The capitalist, bourgeois society in which Frankenstein’s monster and poor laborers alienate themselves also alienates them from other ranks in society and deprives them of their humanity. Since the proletariat produces all the products and are seen as just means to an end, little importance is placed on their lives or concerns. Montag states that, “Utterly absent from the narrative is any description or explanation of the process by which the monster was created” (477). By having this absence that Montag mentions, there is distance created between the monster and the rest of society and indicates that his origins and existence is not a matter of importance because in the end he is just the lower class who will never reach anything beyond that ranking. Also, just as the bourgeoisie “reduc[ed] the numbers of workers necessary to the production process” in order to make way for technological “industrial developments” (472), the monster is immediately abandoned by Victor Frankenstein as soon as he is dissatisfied with the final result of his creation, alluding to the characterization of worthlessness placed on the working-class that could be disposed and replaced at any moment the bourgeoisie chose. This loss of humanity and commodification, is the “unrepresentability” Montag refers to. Because the proletariat are reduced to machines working for the benefit of the upper and middle classes, they are not supposed to have a voice or have themselves or their concerns represented. The monster’s failed efforts at social mobility and his lack of power and authority not only mirror the proletariat but also marginalize him within the frame of the novel, eliminating his power to represent and voice himself within the novel as well. It is through this unrepresentability that Frankenstein’s monster represents that of the proletariat class under the oppressive conditions and unjust conditions of capitalism.  

The proletariat are monsters because of the monstrous, classist economic system developed by the rich, ruling, capitalists. The bourgeoisie did produce a product…economic servitude and the existence of the impoverished, disenfranchised proletariat. However, unlike the products forced onto the proletariat class, they receive capital that they will continue to use to exploit them, help themselves, and maintain the cycle of capitalism.

– Wendy Gutierrez

After reading “The ‘Workshop of Filthy Creation’: A Marxist Reading of Frankenstein,” I concluded that the creature was not so much a proletariat, rather more of “a factitious totality assembled from (the parts of) of a multitude of different individuals (Goldner), in particular, the “poor,” the urban mass….” (473) This creature does not belong in any class thus he’s and outsider and was created in a lab where he was later abandoned and was left to fend for himself. As Montag described the “monster is a product rather than a creation, assembled and joined together…” (473) Hence, the monster is not remotely human although he tries to be he fails immensely and is instead consider a product where he doesn’t fit in any of the classes.
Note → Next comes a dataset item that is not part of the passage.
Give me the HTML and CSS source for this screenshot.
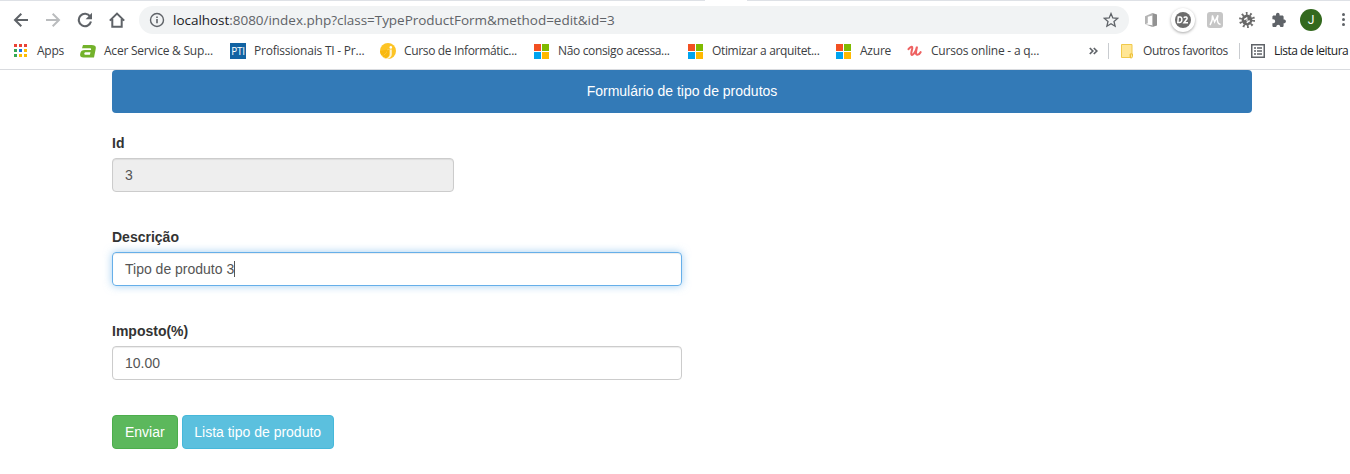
FILE: index.html
```html
<!DOCTYPE html>
<html lang="pt-BR">
<head>
<meta charset="utf-8">
<title>Formulário de tipo de produtos</title>
<link rel="stylesheet" href="styles.css">
</head>
<body>
<header class="browser">
  <div class="tab-edge"><span></span><span></span></div>
  <div class="toolbar">
    <nav class="nav-icons">
      <svg width="16" height="16" viewBox="0 0 16 16" fill="none" stroke="#5f6368" stroke-width="2"><path d="M15 8H2.2M8.3 1.7L2 8l6.3 6.3"/></svg>
      <svg width="16" height="16" viewBox="0 0 16 16" fill="none" stroke="#babcbe" stroke-width="2"><path d="M1 8h12.8M7.7 1.7L14 8l-6.3 6.3"/></svg>
      <svg width="16" height="16" viewBox="0 0 16 16"><path d="M13.2 4.6A6.2 6.2 0 1 0 14 9.6" fill="none" stroke="#5f6368" stroke-width="2.1"/><path d="M15 .8v6.4H8.6z" fill="#5f6368"/></svg>
      <svg width="16" height="16" viewBox="0 0 16 16" fill="none" stroke="#5f6368" stroke-width="2"><path d="M.8 8.6L8 1.6l7.2 7M3.3 7v7.8h9.4V7"/></svg>
    </nav>
    <div class="address">
      <svg class="info" width="16" height="16" viewBox="0 0 16 16"><circle cx="8" cy="8" r="6.5" fill="none" stroke="#5f6368" stroke-width="1.4"/><path d="M7.2 7h1.6v4.3H7.2zM7.2 4.4h1.6V6H7.2z" fill="#5f6368"/></svg>
      <span class="url"><b>localhost</b>:8080/index.php?class=TypeProductForm&amp;method=edit&amp;id=3</span>
      <svg class="star" width="16" height="16" viewBox="0 0 16 16" fill="none" stroke="#5f6368" stroke-width="1.3"><path d="M8 1.6l1.8 4.4 4.8.4-3.6 3.1 1.1 4.7L8 11.7l-4.1 2.5L5 9.5 1.4 6.4l4.8-.4z"/></svg>
    </div>
    <div class="extensions">
      <svg width="16" height="16" viewBox="0 0 16 16"><path d="M2 4.2L9.4 1v2.4L4.8 4.8v6.4L2 12.3z" fill="#b4b4b4"/><path d="M9.4 1L14 2.4v11.2L9.4 15z" fill="#929292"/><path d="M2 12.3l7.4.9V15z" fill="#a5a5a5"/></svg>
      <span class="round"><svg width="16" height="16" viewBox="0 0 16 16"><circle cx="8" cy="8" r="8" fill="#6d6d6d"/><path d="M3.3 5h1.8c2.6 0 2.2 5.6-.4 5.6H2.8zM8.8 5.8c1-1.4 4-1.2 3.2 1L9 10.8h4" fill="none" stroke="#fff" stroke-width="1.5"/></svg></span>
      <svg width="16" height="16" viewBox="0 0 16 16"><rect width="16" height="16" rx="3" fill="#c6c6c6"/><path d="M3 13C5 10 5.6 6 5.4 3.4L7.6 10l3.4-6.8c-1 3.8-1.2 9 2.6 9.2" fill="none" stroke="#fff" stroke-width="1.4"/></svg>
      <svg width="16" height="16" viewBox="0 0 16 16"><circle cx="8" cy="8" r="6.5" fill="none" stroke="#6e6e6e" stroke-width="3" stroke-dasharray="1.7 2.4"/><circle cx="8" cy="8" r="5.4" fill="#686868"/><path d="M5.2 7.7l3.2-2M7.700 10.600l3-2" stroke="#fff" stroke-width="1.500"/><circle cx="8" cy="8" r="1" fill="#ccc"/></svg>
      <svg width="16" height="16" viewBox="0 0 16 16"><path d="M13.5 7.5h-.9V4.8c0-.8-.6-1.4-1.4-1.4H8.6v-.9a1.8 1.8 0 0 0-3.6 0v.9H2.8c-.8 0-1.4.6-1.4 1.4v2.400h.8a2 2 0 0 1 0 4h-.8v2.500c0 .8.6 1.400 1.400 1.400h2.500v-.8a2 2 0 0 1 3.900 0v.8h2c.8 0 1.400-.6 1.400-1.400v-2.500h.9a1.900 1.900 0 0 0 0-3.700z" fill="#5f6368"/></svg>
      <span class="avatar">J</span>
      <span class="dots"><i></i><i></i><i></i></span>
    </div>
  </div>
  <nav class="bookmarks">
    <a class="mark apps"><svg width="14" height="14" viewBox="0 0 14 14"><path d="M0 0h3v3H0zM5 0h3v3H5zM10 0h3v3h-3z" fill="#ea4335"/><path d="M0 5h3v3H0zM0 10h3v3H0z" fill="#34a853"/><path d="M5 5h3v3H5z" fill="#1a73e8"/><path d="M10 5h3v3h-3zM5 10h3v3H5zM10 10h3v3h-3z" fill="#fbbc05"/></svg><span>Apps</span></a>
    <a class="mark"><svg width="16" height="16" viewBox="0 0 16 16"><path d="M3 2h8.500c3.600 0 4.800 1.200 4.200 4L14 14.500H3.500C.6 14.500-.2 13 .2 10.700.7 7.800 2.200 6.900 5 6.900h6c.3-1.300 0-1.700-1.200-1.700H2zM10.500 9.300H6.400c-1.500 0-2 .4-2.100 1.200-.1.900.4 1.300 1.400 1.300h4.200z" fill="#73b22b" fill-rule="evenodd"/></svg><span>Acer Service &amp; Sup...</span></a>
    <a class="mark"><span class="pti">PTI</span><span>Profissionais TI - Pr...</span></a>
    <a class="mark tight"><svg width="16" height="16" viewBox="0 0 16 16"><circle cx="8" cy="8" r="8" fill="#fdc425"/><path d="M1 12c3 .5 5.700-2 6.300-5.500h2.300V11c0 2.700-1.400 4.100-4.200 4.500A8 8 0 0 1 1 12z" fill="#fff"/><path d="M0 8a8 8 0 0 0 1.600 4.500C4.500 12.500 6.800 10 7.300 6.500z" fill="#f9b80e"/><circle cx="10.800" cy="4.400" r="1.300" fill="#fff"/><path d="M9.600 6.500h2.200V11c0 2.500-1.500 4.200-4.300 4.900L5 15.400c3-.4 4.600-1.800 4.600-4.400z" fill="#fff3cd"/><path d="M7.300 6.500h2.300V11c0 2.300-1.300 3.600-3.800 4.300A8 8 0 0 1 1.600 12.500C4.500 12.400 6.800 10 7.300 6.500z" fill="#f9b80e"/></svg><span>Curso de Informátic...</span></a>
    <a class="mark tight"><span class="ms"><i></i><i></i><i></i><i></i></span><span>Não consigo acessa...</span></a>
    <a class="mark tight"><span class="ms"><i></i><i></i><i></i><i></i></span><span>Otimizar a arquitet...</span></a>
    <a class="mark"><span class="ms"><i></i><i></i><i></i><i></i></span><span>Azure</span></a>
    <a class="mark"><svg width="16" height="16" viewBox="0 0 16 16"><path d="M1.500 6.200C3 4.300 4.600 3.400 5.200 4.200c.8 1.300-2.200 6.600-.5 7.600 1.800.8 4.400-4 5.300-8.200-.8 3.800-2 8.200.4 8.200 1.500 0 2.500-1.300 3.200-2.600" fill="none" stroke="#ee6262" stroke-width="2.100" stroke-linecap="round"/></svg><span>Cursos online - a q...</span></a>
    <span class="more"><svg width="9" height="8" viewBox="0 0 9 8" fill="none" stroke="#5f6368" stroke-width="1.700"><path d="M.8 1l3 3-3 3M4.800 1l3 3-3 3"/></svg></span>
    <a class="mark side"><svg width="13" height="15" viewBox="0 0 13 15"><path d="M.5.500h10.500v9.500h-2v3.500H.5z" fill="#ffe695" stroke="#f0c94b"/><path d="M9.500 10h2v2.500c0 1-.7 1.500-2 1.500z" fill="#ffe695" stroke="#edc23c"/></svg><span>Outros favoritos</span></a>
    <a class="mark side reading"><svg width="14" height="14" viewBox="0 0 14 14"><path d="M.75.750h12.500v12.500H.75z" fill="none" stroke="#5f6368" stroke-width="1.500"/><path d="M3 4h2M6 4h5M3 7h2M6 7h5M3 10h2M6 10h5" stroke="#5f6368" stroke-width="1.300"/></svg><span>Lista de leitura</span></a>
  </nav>
</header>
<main class="container">
  <h1 class="heading">Formulário de tipo de produtos</h1>
  <form>
    <div class="group short"><label>Id</label><div class="control disabled">3</div></div>
    <div class="group"><label>Descrição</label><div class="control focused">Tipo de produto 3<span class="caret"></span></div></div>
    <div class="group"><label>Imposto(%)</label><div class="control">10.00</div></div>
    <div class="actions"><button type="button" class="btn send">Enviar</button><button type="button" class="btn list">Lista tipo de produto</button></div>
  </form>
</main>
</body>
</html>
```
FILE: styles.css
```css
* { box-sizing: border-box; }
body { margin: 0; background: #fff; overflow: hidden; font: 14px/20px "Liberation Sans", Arial, sans-serif; color: #333; }
svg { display: block; flex: none; }
.browser { height: 70px; border-bottom: 1px solid #d9dbdf; font-family: "Open Sans", "Noto Sans", sans-serif; }
.tab-edge { display: flex; justify-content: space-between; height: 1px; }
.tab-edge span:first-child { width: 705px; background: #dee1e6; }
.tab-edge span:last-child { width: 603px; background: #dee1e6; }
.toolbar { display: flex; align-items: center; height: 37px; }
.nav-icons { display: flex; gap: 16px; padding-left: 13px; width: 139px; }
.address { display: flex; align-items: center; width: 990px; height: 28px; border-radius: 14px; background: #f1f3f4; padding: 0 10px; }
.url { flex: 1; margin-left: 8px; font-size: 13.5px; line-height: 20px; letter-spacing: -0.03px; color: #5f6368; white-space: nowrap; }
.url b { font-weight: 400; color: #202124; }
.extensions { display: flex; align-items: center; gap: 16px; padding-left: 14px; }
.round { display: flex; align-items: center; justify-content: center; width: 24px; height: 24px; margin: 0 -4px; border-radius: 50%; background: #fff; box-shadow: 0 1px 3px rgba(0,0,0,.35); }
.avatar { width: 22px; height: 22px; margin: 0 -3px; border-radius: 50%; background: #33691e; color: #fff; font: 12px/22px Roboto, sans-serif; text-align: center; }
.dots { display: flex; flex-direction: column; gap: 2px; margin-left: 7px; }
.dots i { width: 3px; height: 3px; border-radius: 50%; background: #5f6368; }
.bookmarks { display: grid; grid-template-columns: 66px 150px 150px 154px 154px 148px 71px 182px 19px 131px 111px; align-items: center; height: 26px; padding-left: 14px; font-size: 12px; line-height: 16px; letter-spacing: -0.22px; color: #3c4043; white-space: nowrap; }
.mark { display: flex; align-items: center; gap: 8px; }
.apps { gap: 9px; }
.tight { letter-spacing: -0.34px; }
.pti { width: 16px; height: 16px; background: #1263a3; color: #fff; font: 10px/16px "Open Sans", sans-serif; text-align: center; letter-spacing: -0.3px; }
.ms { display: grid; grid-template-columns: 7px 7px; grid-auto-rows: 7px; gap: 1px; width: 16px; }
.ms i:nth-child(1) { background: #f25022; }
.ms i:nth-child(2) { background: #7fba00; }
.ms i:nth-child(3) { background: #00a4ef; }
.ms i:nth-child(4) { background: #ffb900; }
.side { height: 16px; padding-left: 12px; border-left: 1px solid #c9ccd0; gap: 9px; letter-spacing: -0.38px; }
.reading { padding-left: 11px; color: #202124; letter-spacing: -0.5px; }
.container { width: 1140px; margin-left: 112px; }
.heading { margin: 0 0 20px; height: 43px; border-radius: 4px; background: #337ab7; color: #fff; font-size: 14px; font-weight: 400; line-height: 42px; text-align: center; }
.group { width: 570px; margin-bottom: 35px; }
.short { width: 342px; }
.group label { display: block; margin-bottom: 5px; font-weight: 700; }
.control { display: flex; align-items: center; height: 34px; padding: 0 12px; border: 1px solid #ccc; border-radius: 4px; color: #555; box-shadow: inset 0 1px 1px rgba(0,0,0,.075); }
.disabled { background: #eee; }
.focused { border-color: #66afe9; box-shadow: inset 0 1px 1px rgba(0,0,0,.075), 0 0 8px rgba(102,175,233,.6); }
.caret { width: 1px; height: 16px; background: #555; }
.actions { display: flex; gap: 4px; }
.btn { height: 34px; padding: 0 12px; border: 1px solid; border-radius: 4px; color: #fff; font: 14px/20px "Liberation Sans", Arial, sans-serif; white-space: nowrap; }
.send { background: #5cb85c; border-color: #4cae4c; }
.list { width: 152px; padding: 0 11px; background: #5bc0de; border-color: #46b8da; }
```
Warden Montag argues that Frankenstein’s creation was “not so much the sign of the proletariat at its unrepresentablilty,” and I agree with his interpretation because the creature was not a working-class individual, however he represented the ideal of the proletariat throughout the novel.
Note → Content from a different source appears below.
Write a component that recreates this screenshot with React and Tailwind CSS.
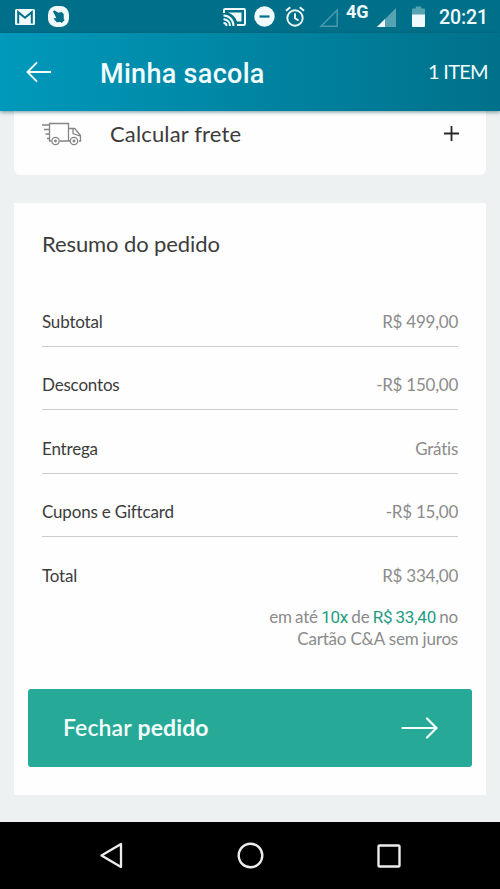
const rows = [
  { label: 'Subtotal', value: 'R$ 499,00' },
  { label: 'Descontos', value: '-R$ 150,00' },
  { label: 'Entrega', value: 'Grátis' },
  { label: 'Cupons e Giftcard', value: '-R$ 15,00' },
  { label: 'Total', value: 'R$ 334,00' },
];

function StatusBar() {
  return (
    <div className="flex h-[33px] shrink-0 items-start bg-[#00708a] text-[#f0fafc] font-['Roboto',sans-serif]">
      <svg className="mt-[9px] ml-[15px] h-4 w-5" viewBox="0 0 20 16">
        <rect width="20" height="16" rx="1.5" fill="currentColor" />
        <path d="M3.2 14.5V3.2l6.8 5.6 6.8-5.6v11.3" fill="none" stroke="#00708a" strokeWidth="2" />
      </svg>
      <svg className="mt-1.5 ml-[13px] h-[21px] w-[21px]" viewBox="0 0 21 21">
        <rect width="21" height="21" rx="8.5" fill="currentColor" />
        <path d="M5 5.500l1.200-1.300 4.300 2.600 3.200-.8 2 2 .1 5 .9 1-3 3-1-.9-4 .1-2.800-3.200.6-1 2 .3z" fill="#00708a" />
      </svg>
      <svg className="mt-2 ml-[154px] h-[18px] w-[23px]" viewBox="0 0 23 18" fill="none" stroke="currentColor" strokeWidth="2">
        <path d="M1 5V2.2Q1 1 2.2 1h18.6Q22 1 22 2.2v13.6q0 1.2-1.2 1.2H14" />
        <path d="M5 4.500h13.500v9H14C12.500 9 9.500 6 5 4.500z" fill="currentColor" stroke="none" />
        <path d="M.5 7.500C6 7.500 10.500 12 10.500 18M.5 11.200c3.700 0 6.500 3 6.500 6.800M.5 15q3 0 3 3" />
      </svg>
      <svg className="mt-1.5 ml-2 h-[21px] w-[21px]" viewBox="0 0 21 21">
        <circle cx="10.500" cy="10.500" r="10.200" fill="currentColor" />
        <path d="M5.500 10.500h10" stroke="#00708a" strokeWidth="2.200" />
      </svg>
      <svg className="mt-1.5 ml-2.5 h-[21px] w-5" viewBox="0 0 20 21" fill="none" stroke="currentColor" strokeWidth="1.900">
        <circle cx="10" cy="12" r="7.700" />
        <path d="M1 4.800L5.300 1.200M19 4.800l-4.300-3.600M10 7.300v5l3.600 2.200" />
      </svg>
      <svg className="mt-2 ml-3.5 h-[19px] w-[19px] text-[#4b9cae]" viewBox="0 0 19 19">
        <path d="M2 18.200L18.200 2v16.200z" fill="none" stroke="currentColor" strokeWidth="1.500" />
      </svg>
      <span className="mt-[2px] ml-2 w-6 text-[18px] leading-[20px] font-bold">4G</span>
      <svg className="mt-2 ml-[7px] h-[19px] w-[19px]" viewBox="0 0 19 19">
        <path d="M0 19L19 0v19z" fill="#57a2b3" />
        <path d="M0 19l8-8v8z" fill="currentColor" />
      </svg>
      <svg className="mt-1.5 ml-4 h-[21px] w-[13px]" viewBox="0 0 13 21">
        <path d="M0 3.500Q0 2.500 1 2.500h2.800V.5h5.400v2H12q1 0 1 1V9H0z" fill="#57a2b3" />
        <path d="M0 8.500h13V20q0 1-1 1H1q-1 0-1-1z" fill="currentColor" />
      </svg>
      <span className="mt-1.5 ml-3.5 text-[19.5px] leading-6 font-medium tracking-[-0.1px] whitespace-nowrap">20:21</span>
    </div>
  );
}

function Header() {
  return (
    <header className="relative z-10 flex h-[78px] shrink-0 items-center bg-linear-to-r from-[#0099bb] to-[#00718b] pr-3 pl-[26px] text-[#f2fcfd] shadow-[0_1px_4px_rgba(0,60,75,0.55)]">
      <svg className="h-[22px] w-[26px]" viewBox="0 0 26 22" fill="none" stroke="currentColor" strokeWidth="1.900">
        <path d="M25 11H1.500M11 1.300L1.500 11l9.500 9.700" />
      </svg>
      <h1 className="mt-[3px] ml-12 font-['Roboto',sans-serif] text-[27px] leading-8 font-medium tracking-[0.3px] whitespace-nowrap">Minha sacola</h1>
      <span className="mb-0.5 ml-auto text-[20px] tracking-[-0.7px] whitespace-nowrap">1 ITEM</span>
    </header>
  );
}

function TruckIcon() {
  return (
    <svg className="h-6 w-10" viewBox="0 0 40 24" fill="none" stroke="#858585" strokeWidth="1.300">
      <path d="M9 19H7.500V1.500h19V19H18M26.500 6.500h6.200l5.800 7V19h-1.500M28 19h-1.500M31 7v4.500l7 2.500M0 3h7.500M2 7.500h5.500M3.500 12h4M5 16.500h2.500" />
      <circle cx="13.500" cy="19" r="3.700" />
      <circle cx="13.500" cy="19" r=".8" />
      <circle cx="32" cy="19" r="3.700" />
      <circle cx="32" cy="19" r=".8" />
    </svg>
  );
}

function Summary() {
  return (
    <section className="mx-3.5 mt-7 h-[592px] shrink-0 bg-[#fefefe] px-3.5 pt-[26px]">
      <h2 className="px-3.5 text-[22px] leading-[30px] tracking-[-0.1px]">Resumo do pedido</h2>
      <div className="mt-6 px-3.5">
        {rows.map((row, i) => (
          <div key={row.label} className={`flex h-[63.5px] items-end justify-between border-b pb-3 text-[17px] leading-[25px] ${i < rows.length - 1 ? 'border-[#cbcbcb]' : 'border-transparent'}`}>
            <span className="tracking-[-0.18px]">{row.label}</span>
            <span className="tracking-[-0.25px] text-[#8b8b8b]">{row.value}</span>
          </div>
        ))}
        <p className="mt-[5px] text-right text-[17px] leading-[21px] tracking-[-0.2px] text-[#8b8b8b]">
          <span className="[word-spacing:-0.9px]">
            em até <Price>10x</Price> de <Price>R$ 33,40</Price> no
          </span>
          <br />
          Cartão C&amp;A sem juros
        </p>
      </div>
      <button className="mt-10 flex h-[78px] w-full items-center justify-between rounded-[3px] bg-[#26a996] pr-[34px] pl-[35px] text-[#f3fefc]">
        <span className="mb-px text-[23px] font-bold tracking-[0.1px]">
          <span className="font-semibold">Fechar</span> pedido
        </span>
        <svg className="h-[22px] w-[37px]" viewBox="0 0 37 22" fill="none" stroke="currentColor" strokeWidth="2.200" strokeLinecap="round">
          <path d="M1.500 11H35M26 1.500l9.500 9.500-9.500 9.500" />
        </svg>
      </button>
    </section>
  );
}

function Price({ children }) {
  return <span className="font-['Roboto',sans-serif] text-[#259c81]">{children}</span>;
}

function NavBar() {
  return (
    <nav className="mt-auto flex h-[67px] shrink-0 items-center justify-between bg-black px-[99px] text-[#ececec]">
      <svg className="h-[27px] w-6" viewBox="0 0 24 27" fill="none" stroke="currentColor" strokeWidth="2.300" strokeLinejoin="round">
        <path d="M22 2v23L2.500 13.500z" />
      </svg>
      <svg className="h-[27px] w-[27px]" viewBox="0 0 27 27" fill="none" stroke="currentColor" strokeWidth="2.400">
        <circle cx="13.500" cy="13.500" r="11.800" />
      </svg>
      <svg className="h-6 w-6" viewBox="0 0 24 24" fill="none" stroke="currentColor" strokeWidth="2.400">
        <rect x="1.500" y="1.500" width="21" height="21" rx="1" />
      </svg>
    </nav>
  );
}

export default function App() {
  return (
    <div className="flex h-[889px] w-[500px] flex-col overflow-hidden bg-[#edf1f1] font-['Lato',sans-serif] text-[#3c3c3c]">
      <StatusBar />
      <Header />
      <section className="mx-3.5 flex h-16 shrink-0 items-start rounded-b-md bg-[#fefefe] pr-[27px] pl-7">
        <div className="mt-[11px]"><TruckIcon /></div>
        <h2 className="mt-2 ml-7 text-[22px] leading-[30px] tracking-[0.15px]">Calcular frete</h2>
        <svg className="mt-[15px] ml-auto h-[15px] w-[15px]" viewBox="0 0 15 15" stroke="#282828" strokeWidth="1.800">
          <path d="M7.500 0v15M0 7.500h15" />
        </svg>
      </section>
      <Summary />
      <NavBar />
    </div>
  );
}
The creature was created by Mary Shelley to up rise toward the (bourgeoisie) which was Victor Frankenstein in this case and demand the power the monster should have received. Along the same lines, Montag included “But in going so they found that they had conjured up a monster that, once unleashed, could not be controlled.” (471) This quote shows how once the proletariats join in multitude they can unleash their power then lead to anarchy. Going back to the creature he is portrayed as a proletariat and ready to claim back what he should have received when he was created by his creator. The monster illustrates this when he reverses the characters and when “his creation, far more powerful than he, calls him “slave.” This indicates how with enough power and dignity one could lead demands that go way beyond rational. In a way this quote also symbolizes irony because the creator usually has the upper hand and in this case the creature revolutionized and ended up switching positions.

 

Guadalupe Andrade

By: Katherine Hernandez

When reading a work of literature as iconic as Frankenstein, readers tend to develop very different and sometimes controversial interpretations. In the essay, The “Work of Filthy Creation”: A Marxist Reading of Frankenstein by Warren Montag, the reader is left with the interpretation that Frankenstein’s creation is the bourgeoisie in the book and that Victor is the proletariat who is terrorized by the demands of this creation. However, from my point of view, Frankenstein’s creation is, in fact, the embodiment of the working class, the proletariat side of society. Montag constantly compares the creation to the intricate work of new technology that was being introduced during the era Mary Shelley wrote and published her book, at times even calling that Victor is rightfully so to be afraid of his creation because it symbolizes the fear of the proletariat in this time of changes in society and the technological advances that came with it. He gathers historical context from Mary Shelley’s time such as the rise of the Industrial Revolution in order to convince the reader that the rise of technology was monstrous much like the creation and thus Victor had every right to be afraid of it, however, the question arises. Should we blame technology for simply doing what it is meant to do? Or is the thing at fault the creator itself? Montag created a hole in his argument, one cannot simply blame things for taking their natural course, we must hold those who created these things, such as technology, responsible. Victor’s creation is the most effortless symbolism of the working class not only during Mary Shelley’s time but also in a time that transcends her era.

The passage in chapter 20 of the novel, pages 145-146, clearly depicts how the creature is the living, breathing embodiment of the proletariat struggle. Throughout the whole novel we are able to see how The Creation struggles with fitting into to social norms and his constant struggle with dehumanization of isolation. Most of his life is spent in longing, spent in a headspace of having hopes and dreams and wanting more out of life. This is especially evident when Frankenstein retracts his promise to his creation and The Creation mourns for his struggles in life recalling his “toil and misery….[his] impeccable fatigue, [the] cold and hunger, [and Victor still] dares to destroy his hopes and dreams.” (145) The Creation is the poster child for the working class struggle. Victor is, in fact, the bourgeoisie who continually makes false promises to the working class in order to continue exploiting them. This passage greatly contradicts with Warren Montag’s ideas of Victor’s creation. The Creation fits in every shape and form to the working class’ constantly mistreated, the underdog, the ones with hopes and dreams that are much to often destroyed by the bourgeois in order to keep the gears of the capitalistic operation running.